··· Raw records
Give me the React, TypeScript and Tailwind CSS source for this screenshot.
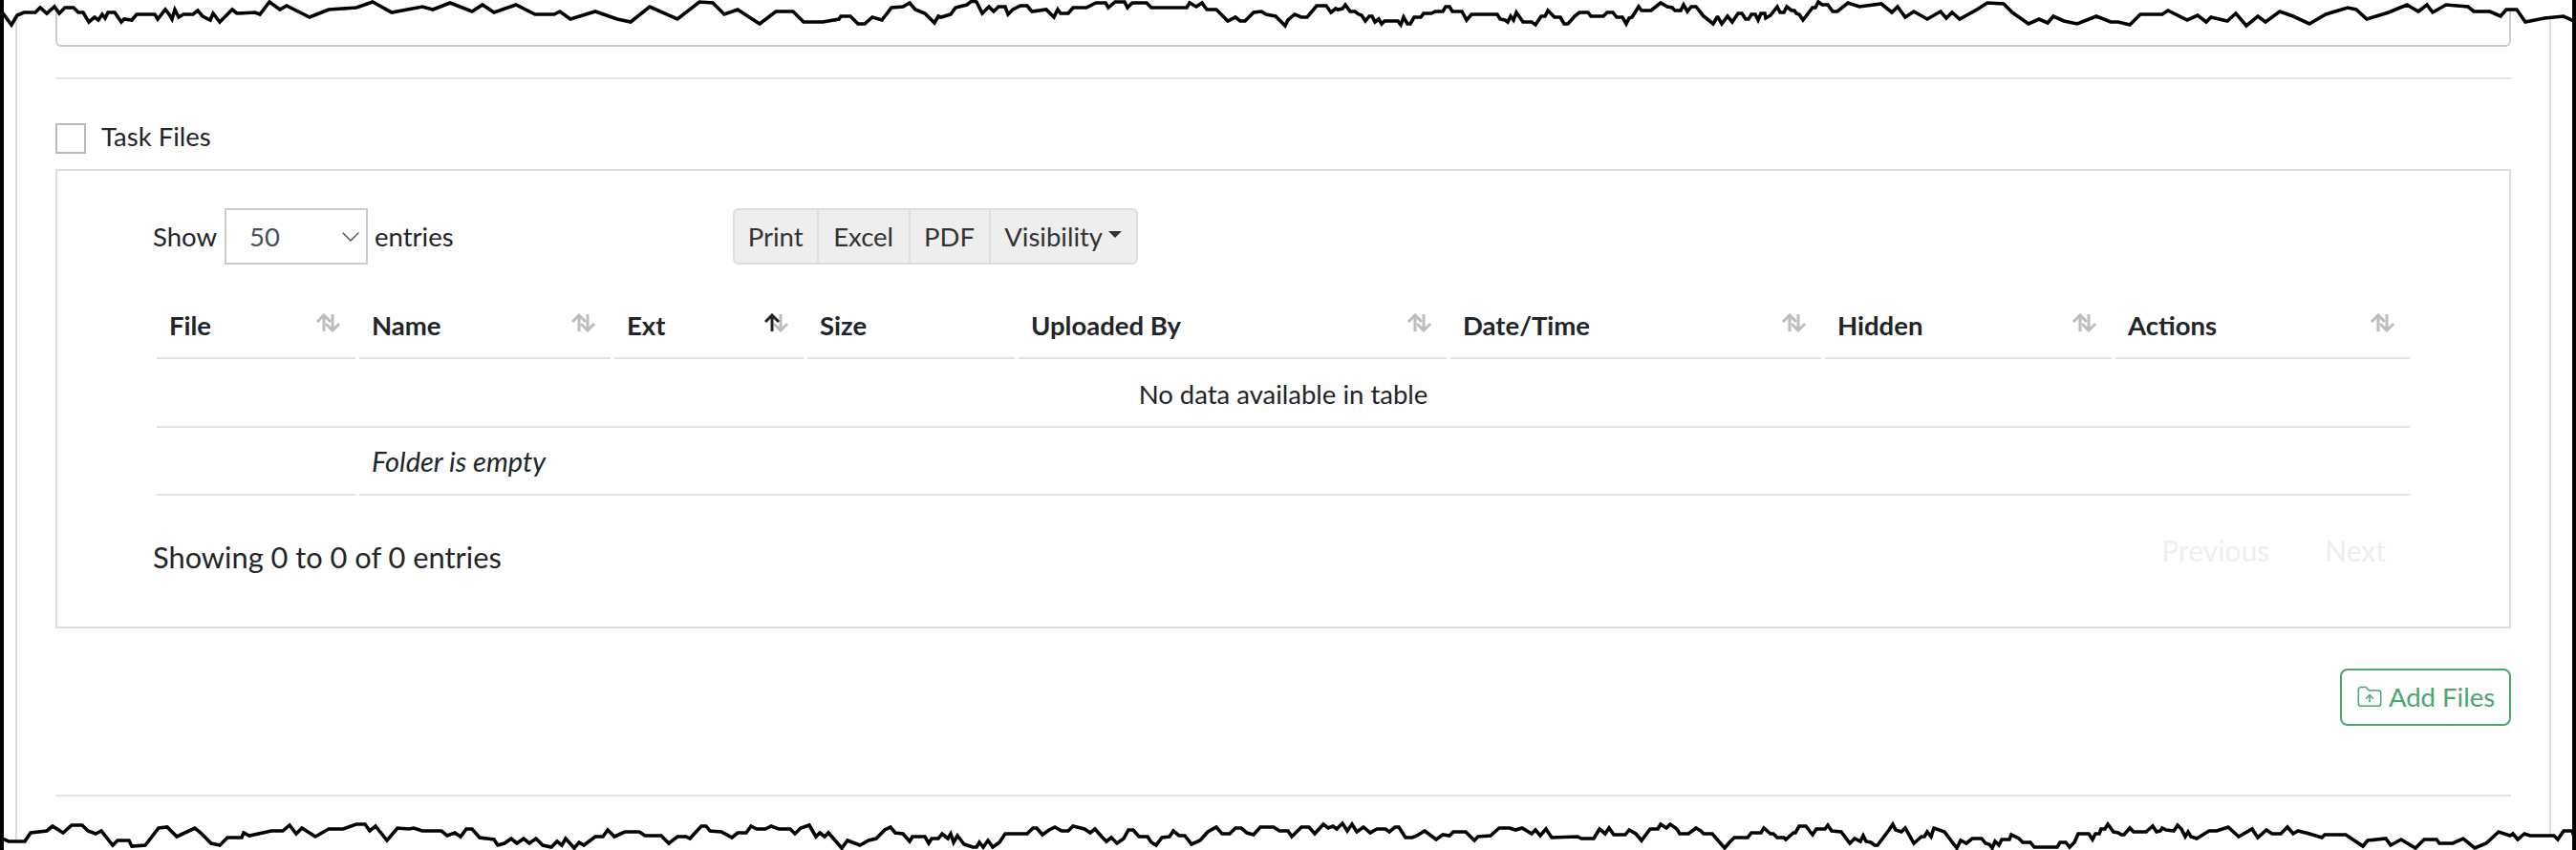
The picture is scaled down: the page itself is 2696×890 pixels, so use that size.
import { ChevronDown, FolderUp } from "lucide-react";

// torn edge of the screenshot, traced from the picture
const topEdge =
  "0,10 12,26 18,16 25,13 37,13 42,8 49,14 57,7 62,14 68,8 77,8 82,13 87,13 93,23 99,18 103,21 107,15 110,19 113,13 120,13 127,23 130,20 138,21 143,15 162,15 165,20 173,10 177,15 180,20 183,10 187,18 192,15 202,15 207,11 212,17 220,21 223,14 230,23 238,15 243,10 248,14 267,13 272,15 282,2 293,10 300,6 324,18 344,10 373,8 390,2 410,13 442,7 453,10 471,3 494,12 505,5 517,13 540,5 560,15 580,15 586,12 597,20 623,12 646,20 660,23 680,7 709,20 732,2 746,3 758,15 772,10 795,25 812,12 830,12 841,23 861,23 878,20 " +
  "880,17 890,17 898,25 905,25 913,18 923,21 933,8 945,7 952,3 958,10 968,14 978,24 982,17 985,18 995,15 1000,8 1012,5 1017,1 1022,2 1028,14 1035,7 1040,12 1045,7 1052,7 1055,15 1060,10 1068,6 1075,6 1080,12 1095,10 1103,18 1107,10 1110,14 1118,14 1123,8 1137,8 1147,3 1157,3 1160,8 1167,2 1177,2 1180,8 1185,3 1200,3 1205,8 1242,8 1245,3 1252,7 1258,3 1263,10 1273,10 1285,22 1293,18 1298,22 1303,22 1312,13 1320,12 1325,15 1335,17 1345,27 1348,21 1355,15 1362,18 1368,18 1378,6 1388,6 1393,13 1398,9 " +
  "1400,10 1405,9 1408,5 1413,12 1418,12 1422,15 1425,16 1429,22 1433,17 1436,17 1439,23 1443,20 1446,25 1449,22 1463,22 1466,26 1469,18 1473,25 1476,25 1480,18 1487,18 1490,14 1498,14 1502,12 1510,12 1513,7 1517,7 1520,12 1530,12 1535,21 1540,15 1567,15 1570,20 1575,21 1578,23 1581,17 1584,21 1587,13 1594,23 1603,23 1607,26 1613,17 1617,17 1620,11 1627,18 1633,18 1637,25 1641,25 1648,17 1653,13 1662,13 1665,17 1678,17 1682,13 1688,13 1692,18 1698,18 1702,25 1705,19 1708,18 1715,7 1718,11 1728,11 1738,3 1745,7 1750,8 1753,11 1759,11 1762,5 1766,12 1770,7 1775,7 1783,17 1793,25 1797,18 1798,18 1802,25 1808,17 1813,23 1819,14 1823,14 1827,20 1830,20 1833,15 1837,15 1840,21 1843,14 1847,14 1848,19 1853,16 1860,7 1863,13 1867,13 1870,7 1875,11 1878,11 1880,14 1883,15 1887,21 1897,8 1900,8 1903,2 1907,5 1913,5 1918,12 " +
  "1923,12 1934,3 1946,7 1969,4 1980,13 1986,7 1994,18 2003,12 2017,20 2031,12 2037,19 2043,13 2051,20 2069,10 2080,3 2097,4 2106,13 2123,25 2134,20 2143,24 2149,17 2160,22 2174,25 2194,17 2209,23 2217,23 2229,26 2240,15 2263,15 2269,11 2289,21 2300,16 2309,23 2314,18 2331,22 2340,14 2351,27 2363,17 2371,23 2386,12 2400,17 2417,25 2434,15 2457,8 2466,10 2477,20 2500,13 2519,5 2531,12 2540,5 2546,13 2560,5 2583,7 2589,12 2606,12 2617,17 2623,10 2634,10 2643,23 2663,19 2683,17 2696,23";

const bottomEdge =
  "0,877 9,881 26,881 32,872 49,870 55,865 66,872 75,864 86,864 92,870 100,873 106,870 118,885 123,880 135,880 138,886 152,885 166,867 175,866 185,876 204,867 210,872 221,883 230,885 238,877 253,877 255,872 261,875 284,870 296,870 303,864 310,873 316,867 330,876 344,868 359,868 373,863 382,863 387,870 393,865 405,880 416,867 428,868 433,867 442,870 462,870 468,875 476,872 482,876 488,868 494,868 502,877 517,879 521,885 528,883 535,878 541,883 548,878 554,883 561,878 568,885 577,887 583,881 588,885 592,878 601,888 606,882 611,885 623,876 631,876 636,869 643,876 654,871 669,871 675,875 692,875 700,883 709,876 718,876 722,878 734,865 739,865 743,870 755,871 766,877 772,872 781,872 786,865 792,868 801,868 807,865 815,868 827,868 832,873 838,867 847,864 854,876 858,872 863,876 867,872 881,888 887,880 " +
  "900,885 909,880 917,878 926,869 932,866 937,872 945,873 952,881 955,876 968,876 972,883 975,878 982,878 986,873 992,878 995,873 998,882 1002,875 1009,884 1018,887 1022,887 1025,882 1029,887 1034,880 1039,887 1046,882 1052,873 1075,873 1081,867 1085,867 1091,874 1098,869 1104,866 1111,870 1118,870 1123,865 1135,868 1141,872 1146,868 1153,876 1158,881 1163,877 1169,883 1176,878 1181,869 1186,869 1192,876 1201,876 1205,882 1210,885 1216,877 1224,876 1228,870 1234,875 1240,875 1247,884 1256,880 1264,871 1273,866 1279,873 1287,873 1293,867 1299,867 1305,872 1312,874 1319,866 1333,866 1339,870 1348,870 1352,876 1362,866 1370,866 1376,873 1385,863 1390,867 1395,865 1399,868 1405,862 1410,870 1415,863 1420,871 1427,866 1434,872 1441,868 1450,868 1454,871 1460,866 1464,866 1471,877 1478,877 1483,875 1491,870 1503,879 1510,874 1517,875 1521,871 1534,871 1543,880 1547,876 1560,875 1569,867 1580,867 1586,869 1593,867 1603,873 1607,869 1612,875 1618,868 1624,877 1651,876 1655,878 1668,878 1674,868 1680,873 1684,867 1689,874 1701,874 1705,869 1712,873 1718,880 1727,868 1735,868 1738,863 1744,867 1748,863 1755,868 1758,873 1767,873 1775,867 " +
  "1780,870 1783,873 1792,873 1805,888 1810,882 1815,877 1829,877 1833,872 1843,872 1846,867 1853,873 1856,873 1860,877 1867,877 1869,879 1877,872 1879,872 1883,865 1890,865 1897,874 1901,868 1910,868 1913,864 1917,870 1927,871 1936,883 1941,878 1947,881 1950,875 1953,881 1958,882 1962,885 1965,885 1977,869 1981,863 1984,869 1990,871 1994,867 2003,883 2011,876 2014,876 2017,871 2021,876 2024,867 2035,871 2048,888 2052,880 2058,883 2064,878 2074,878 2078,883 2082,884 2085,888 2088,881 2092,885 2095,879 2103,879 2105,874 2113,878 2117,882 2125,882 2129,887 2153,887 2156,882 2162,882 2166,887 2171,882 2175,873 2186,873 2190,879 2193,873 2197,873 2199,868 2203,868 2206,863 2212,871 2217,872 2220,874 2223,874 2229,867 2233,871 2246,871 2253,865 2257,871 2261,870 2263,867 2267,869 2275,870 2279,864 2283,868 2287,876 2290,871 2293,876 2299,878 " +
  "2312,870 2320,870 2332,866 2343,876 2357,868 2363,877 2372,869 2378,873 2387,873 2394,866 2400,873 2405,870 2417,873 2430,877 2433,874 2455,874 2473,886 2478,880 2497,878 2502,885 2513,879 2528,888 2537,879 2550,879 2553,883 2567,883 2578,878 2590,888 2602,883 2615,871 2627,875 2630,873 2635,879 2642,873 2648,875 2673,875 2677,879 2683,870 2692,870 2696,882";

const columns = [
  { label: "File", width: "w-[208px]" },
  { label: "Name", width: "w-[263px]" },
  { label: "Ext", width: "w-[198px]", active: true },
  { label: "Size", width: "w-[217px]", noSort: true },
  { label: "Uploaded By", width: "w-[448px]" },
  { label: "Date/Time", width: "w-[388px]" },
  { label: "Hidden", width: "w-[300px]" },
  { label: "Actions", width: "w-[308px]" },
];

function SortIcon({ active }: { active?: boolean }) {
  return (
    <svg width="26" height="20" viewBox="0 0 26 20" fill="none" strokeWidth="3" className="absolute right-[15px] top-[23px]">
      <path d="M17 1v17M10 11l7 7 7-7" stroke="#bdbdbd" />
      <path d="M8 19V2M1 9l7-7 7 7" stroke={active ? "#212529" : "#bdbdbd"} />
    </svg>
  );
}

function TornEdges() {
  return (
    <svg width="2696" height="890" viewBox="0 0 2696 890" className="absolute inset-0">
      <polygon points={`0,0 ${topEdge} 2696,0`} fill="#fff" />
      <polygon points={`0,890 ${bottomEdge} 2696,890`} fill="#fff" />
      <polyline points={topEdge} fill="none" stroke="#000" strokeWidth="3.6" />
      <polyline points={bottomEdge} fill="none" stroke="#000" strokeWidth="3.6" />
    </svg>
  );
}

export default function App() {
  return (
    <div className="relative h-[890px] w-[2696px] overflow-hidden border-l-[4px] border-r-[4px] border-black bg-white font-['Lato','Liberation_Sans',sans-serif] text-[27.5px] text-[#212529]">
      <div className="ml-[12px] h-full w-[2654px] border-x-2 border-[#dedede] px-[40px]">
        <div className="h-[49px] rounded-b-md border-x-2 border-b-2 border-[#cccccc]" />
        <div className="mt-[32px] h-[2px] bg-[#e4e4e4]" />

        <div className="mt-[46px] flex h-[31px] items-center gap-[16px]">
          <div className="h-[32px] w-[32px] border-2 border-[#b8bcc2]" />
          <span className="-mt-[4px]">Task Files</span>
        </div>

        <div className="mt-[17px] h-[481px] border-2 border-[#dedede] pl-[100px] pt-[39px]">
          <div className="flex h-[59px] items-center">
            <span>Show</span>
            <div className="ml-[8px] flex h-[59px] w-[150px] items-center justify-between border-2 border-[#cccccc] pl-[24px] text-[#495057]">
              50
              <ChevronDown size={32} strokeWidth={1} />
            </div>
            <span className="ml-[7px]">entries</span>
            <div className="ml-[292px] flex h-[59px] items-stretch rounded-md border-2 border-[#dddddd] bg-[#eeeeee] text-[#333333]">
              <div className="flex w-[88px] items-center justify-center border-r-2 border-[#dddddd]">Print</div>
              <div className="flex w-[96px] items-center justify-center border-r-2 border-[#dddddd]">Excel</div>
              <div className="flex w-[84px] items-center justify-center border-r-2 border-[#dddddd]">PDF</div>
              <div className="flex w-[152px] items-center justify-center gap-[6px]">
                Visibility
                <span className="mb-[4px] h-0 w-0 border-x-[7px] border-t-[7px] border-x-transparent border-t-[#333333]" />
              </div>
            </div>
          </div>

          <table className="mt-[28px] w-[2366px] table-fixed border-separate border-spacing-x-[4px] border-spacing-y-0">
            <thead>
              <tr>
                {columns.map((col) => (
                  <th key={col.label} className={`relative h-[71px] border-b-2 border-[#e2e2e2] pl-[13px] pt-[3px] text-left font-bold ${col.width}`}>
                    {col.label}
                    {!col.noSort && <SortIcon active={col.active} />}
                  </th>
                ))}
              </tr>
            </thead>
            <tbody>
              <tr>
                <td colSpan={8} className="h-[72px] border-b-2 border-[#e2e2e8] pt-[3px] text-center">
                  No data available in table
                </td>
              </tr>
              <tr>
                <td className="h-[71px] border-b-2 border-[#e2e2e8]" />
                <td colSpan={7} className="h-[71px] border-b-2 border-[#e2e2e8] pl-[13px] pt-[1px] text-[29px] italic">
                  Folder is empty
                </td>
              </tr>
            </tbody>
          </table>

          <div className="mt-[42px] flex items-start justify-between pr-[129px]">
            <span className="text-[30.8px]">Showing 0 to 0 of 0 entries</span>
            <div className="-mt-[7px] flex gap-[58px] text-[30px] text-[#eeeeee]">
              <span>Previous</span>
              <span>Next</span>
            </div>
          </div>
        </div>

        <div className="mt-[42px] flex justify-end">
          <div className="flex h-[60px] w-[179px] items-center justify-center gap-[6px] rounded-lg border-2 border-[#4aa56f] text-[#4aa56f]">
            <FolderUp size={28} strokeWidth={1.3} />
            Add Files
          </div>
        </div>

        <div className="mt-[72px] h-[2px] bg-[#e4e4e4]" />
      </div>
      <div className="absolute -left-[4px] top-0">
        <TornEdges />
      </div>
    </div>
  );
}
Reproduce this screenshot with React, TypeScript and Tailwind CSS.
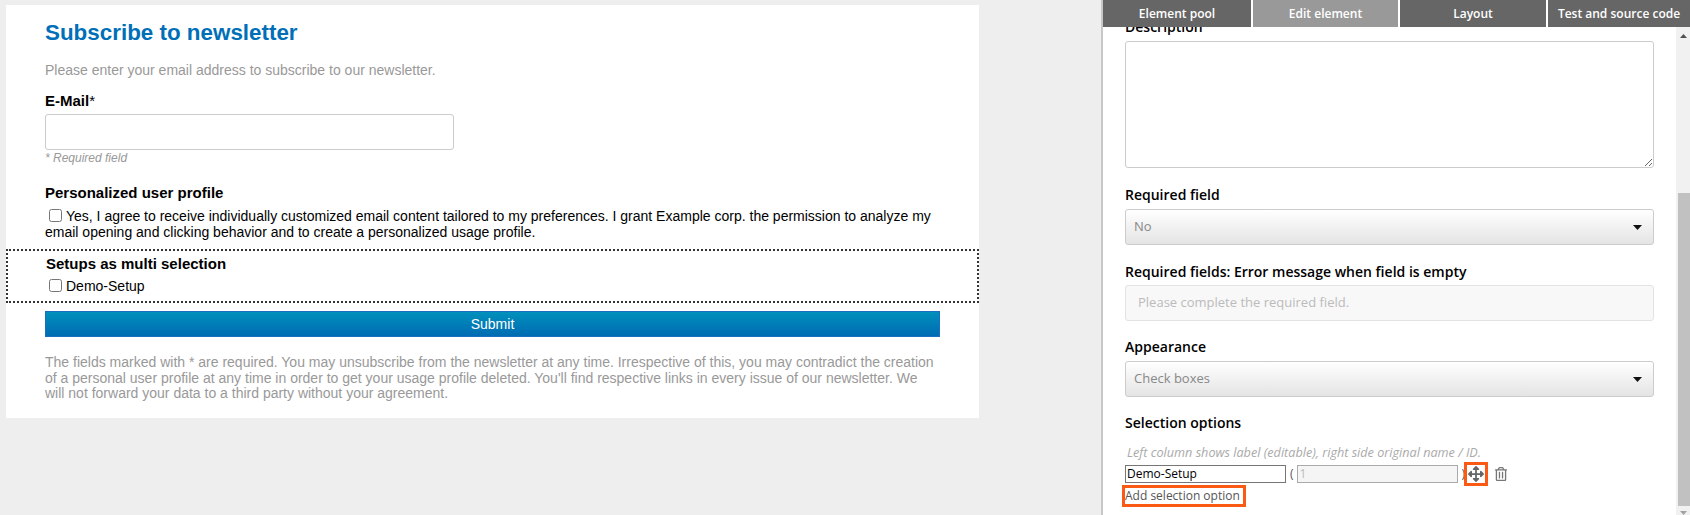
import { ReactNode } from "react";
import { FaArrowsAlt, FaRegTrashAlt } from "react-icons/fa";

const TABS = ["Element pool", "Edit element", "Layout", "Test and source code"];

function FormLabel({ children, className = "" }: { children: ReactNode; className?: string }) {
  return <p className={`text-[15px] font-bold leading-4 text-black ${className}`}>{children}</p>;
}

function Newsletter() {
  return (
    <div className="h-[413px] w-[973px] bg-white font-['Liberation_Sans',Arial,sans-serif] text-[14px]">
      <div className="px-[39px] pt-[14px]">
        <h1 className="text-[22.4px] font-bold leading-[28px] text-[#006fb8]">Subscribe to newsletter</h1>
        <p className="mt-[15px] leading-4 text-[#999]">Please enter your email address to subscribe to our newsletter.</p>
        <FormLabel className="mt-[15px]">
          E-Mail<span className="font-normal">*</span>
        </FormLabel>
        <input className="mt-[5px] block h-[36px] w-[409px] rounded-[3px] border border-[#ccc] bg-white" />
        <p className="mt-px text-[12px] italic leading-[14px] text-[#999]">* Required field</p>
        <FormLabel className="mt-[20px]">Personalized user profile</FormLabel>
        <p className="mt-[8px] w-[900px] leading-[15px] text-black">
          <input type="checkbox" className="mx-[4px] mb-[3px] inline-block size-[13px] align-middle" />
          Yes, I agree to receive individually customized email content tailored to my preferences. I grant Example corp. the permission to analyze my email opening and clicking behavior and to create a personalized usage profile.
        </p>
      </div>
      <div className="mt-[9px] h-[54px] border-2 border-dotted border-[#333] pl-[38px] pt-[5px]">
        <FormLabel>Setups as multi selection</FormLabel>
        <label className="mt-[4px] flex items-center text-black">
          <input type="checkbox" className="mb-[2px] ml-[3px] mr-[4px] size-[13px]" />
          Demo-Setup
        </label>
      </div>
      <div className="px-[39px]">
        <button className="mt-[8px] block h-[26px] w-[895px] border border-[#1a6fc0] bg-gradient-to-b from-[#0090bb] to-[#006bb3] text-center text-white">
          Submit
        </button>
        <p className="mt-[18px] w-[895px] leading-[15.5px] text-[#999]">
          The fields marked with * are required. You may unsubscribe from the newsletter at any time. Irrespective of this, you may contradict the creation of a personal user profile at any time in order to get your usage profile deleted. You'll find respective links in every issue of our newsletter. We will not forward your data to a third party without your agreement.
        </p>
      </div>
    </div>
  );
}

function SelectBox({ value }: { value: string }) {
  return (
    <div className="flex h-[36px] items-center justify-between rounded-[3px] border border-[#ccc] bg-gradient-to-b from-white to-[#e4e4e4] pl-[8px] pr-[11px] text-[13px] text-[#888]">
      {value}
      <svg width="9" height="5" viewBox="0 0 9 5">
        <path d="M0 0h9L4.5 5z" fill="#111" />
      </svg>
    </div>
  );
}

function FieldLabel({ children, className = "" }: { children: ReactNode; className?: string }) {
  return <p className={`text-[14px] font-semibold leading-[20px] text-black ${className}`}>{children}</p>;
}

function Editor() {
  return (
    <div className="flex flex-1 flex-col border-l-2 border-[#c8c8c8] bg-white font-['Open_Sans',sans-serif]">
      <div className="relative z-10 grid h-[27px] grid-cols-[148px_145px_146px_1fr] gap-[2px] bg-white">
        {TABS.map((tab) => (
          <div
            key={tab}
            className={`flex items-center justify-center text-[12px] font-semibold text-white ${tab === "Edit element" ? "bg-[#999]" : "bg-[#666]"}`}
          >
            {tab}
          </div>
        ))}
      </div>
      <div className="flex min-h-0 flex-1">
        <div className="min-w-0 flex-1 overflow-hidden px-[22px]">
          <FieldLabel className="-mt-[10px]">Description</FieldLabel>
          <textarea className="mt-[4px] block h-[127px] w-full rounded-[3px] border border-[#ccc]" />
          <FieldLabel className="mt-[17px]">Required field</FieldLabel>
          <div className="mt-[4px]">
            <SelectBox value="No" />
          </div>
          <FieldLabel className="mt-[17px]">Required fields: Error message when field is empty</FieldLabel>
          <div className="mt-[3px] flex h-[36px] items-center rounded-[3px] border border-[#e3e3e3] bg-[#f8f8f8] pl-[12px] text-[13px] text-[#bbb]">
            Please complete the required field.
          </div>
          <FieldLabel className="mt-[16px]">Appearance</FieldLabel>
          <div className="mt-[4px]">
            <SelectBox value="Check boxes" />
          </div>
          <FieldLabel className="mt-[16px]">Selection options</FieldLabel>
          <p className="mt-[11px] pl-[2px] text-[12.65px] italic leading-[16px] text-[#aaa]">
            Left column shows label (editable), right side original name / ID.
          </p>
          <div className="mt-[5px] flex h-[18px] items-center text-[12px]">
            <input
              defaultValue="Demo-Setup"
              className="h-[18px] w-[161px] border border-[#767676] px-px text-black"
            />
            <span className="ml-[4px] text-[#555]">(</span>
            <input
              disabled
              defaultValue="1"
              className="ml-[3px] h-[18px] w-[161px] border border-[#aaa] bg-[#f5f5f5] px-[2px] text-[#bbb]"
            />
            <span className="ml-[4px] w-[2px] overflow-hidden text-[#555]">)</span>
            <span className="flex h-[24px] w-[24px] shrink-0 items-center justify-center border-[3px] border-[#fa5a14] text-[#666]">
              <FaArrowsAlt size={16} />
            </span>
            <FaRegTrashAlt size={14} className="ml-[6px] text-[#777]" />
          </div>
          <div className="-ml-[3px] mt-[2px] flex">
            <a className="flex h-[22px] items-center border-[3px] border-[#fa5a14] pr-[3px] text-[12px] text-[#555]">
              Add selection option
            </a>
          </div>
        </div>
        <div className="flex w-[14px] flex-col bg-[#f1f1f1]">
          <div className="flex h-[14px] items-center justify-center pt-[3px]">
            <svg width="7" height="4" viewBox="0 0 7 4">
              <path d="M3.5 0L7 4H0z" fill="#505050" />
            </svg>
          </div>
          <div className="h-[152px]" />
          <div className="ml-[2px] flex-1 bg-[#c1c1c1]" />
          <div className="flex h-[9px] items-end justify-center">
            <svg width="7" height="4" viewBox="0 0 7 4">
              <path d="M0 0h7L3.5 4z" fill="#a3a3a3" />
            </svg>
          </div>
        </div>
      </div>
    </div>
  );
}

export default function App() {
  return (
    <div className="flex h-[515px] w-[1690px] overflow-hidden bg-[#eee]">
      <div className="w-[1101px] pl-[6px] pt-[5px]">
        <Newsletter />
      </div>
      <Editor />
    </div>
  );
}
······
What the task asks:
Wherever "source" shows up in a line, copy that line.

Output for this exercise:
Give me the React, TypeScript and Tailwind CSS source for this screenshot.
const TABS = ["Element pool", "Edit element", "Layout", "Test and source code"];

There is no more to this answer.